While the chicken is in the oven (I’ve found organic chicken roasts a bit quicker than standard chicken, so keep an eye with it and test the patch when the leg joins the bird with a knife if you think it is ready – the chicken will be done when the juices run clear) you can make up a few, quick, colourful sides to make the chicken weeknight friendly (that also make great leftovers). All you need for my California inspired black bean and strawberry salsa is a handful of fruit, a red onion, a can of beans, some salt and some lime, and you can spice the potato wedges however you feel. Staying in Cali, I’ve been using a lot of fajita spice recently. A bunch of watercress, or indeed any green salad brightens up the table, and lightens up the whole meal.
There was an utterly delicious, light and fruity bottle of organic red wine in the box too, which in small glasses made a great weeknight treat. Most organic wine I have tried as come in a screw top, so it is easy to enjoy a little bit of the bottle over several days. I know lots of wine makers who are going through the process of moving over to completely organic wines. Yes this means that the vineyards have organic soil, but it actually makes wine with fuller, brighter flavours, and there is some evidence that you get less of a hangover from it!

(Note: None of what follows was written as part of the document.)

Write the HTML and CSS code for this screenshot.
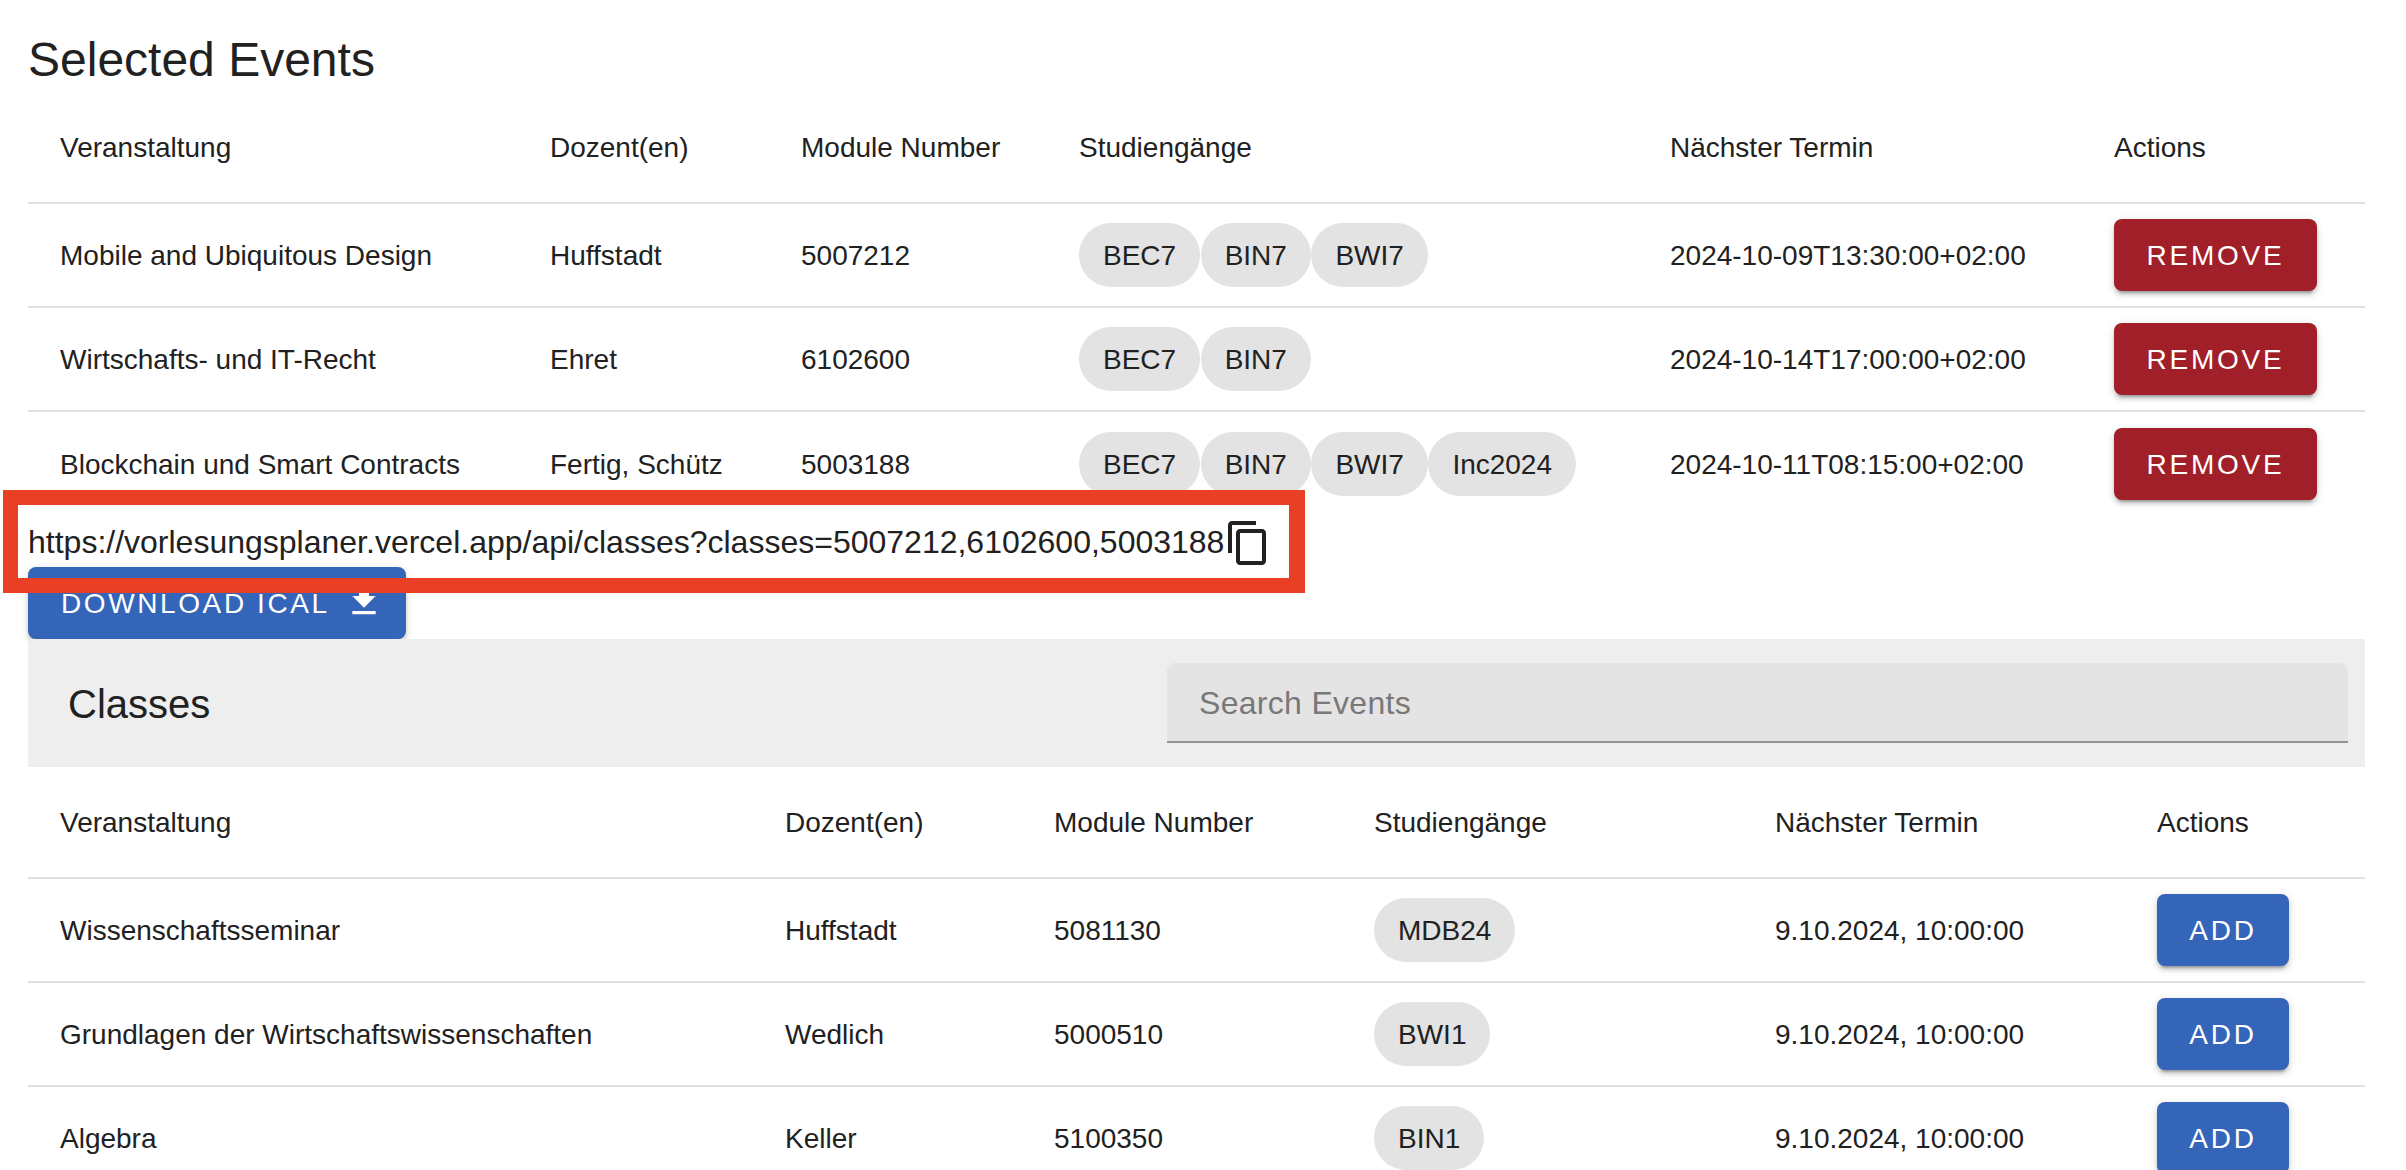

Assuming you’ve picked up an average sized bird, I’ve made the measurements here to serve 4 people. The bird probably will serve around 6 people, but I like to have two peoples worth of leftovers. This will make a wonderful round of sandwiches, a chicken salad or two, or even, bulked out with some mushrooms and either leeks or fat, end of the season spring onions a lovely chicken pie. BBC Good Food have a great roast timer on their website, which will help you get the right cooking time for the weight of your roast bird (or joint of meat), and also has some great tips for how to tell when it is done.
Take the chicken out of the fridge half an hour before you plan to eat, and bring it up to room temperature. Slater the skin with butter, and season with a little pepper.
Roast in the oven for as long as your bird needs, allowing for the chicken to sit and rest under foil for 10 minutes before carving and serving.
Cut the potatoes into chunky wedges (no need to peel them) and place them in a pan of salted cold water. Bring them to the boil over a high heat and par-boil them for 10 minutes.
Drain, and let them steam dry.
30 minutes before you are due to eat, place them at the top of the oven above the chicken to roast. Toss them half way through cooking to help them crisp up.
While the chicken is resting, roughly chop the strawberries, zest the lime, and drain the beans. Combine them all together into a salsa with the lime juice and some sea salt to taste, and wash the watercress.
What are your thoughts on buying organic produce? Do you try to pick up organic products when you can, or do you focus on buying organic in special areas? And, just as importantly, what is your favourite way to enjoy a roast chicken?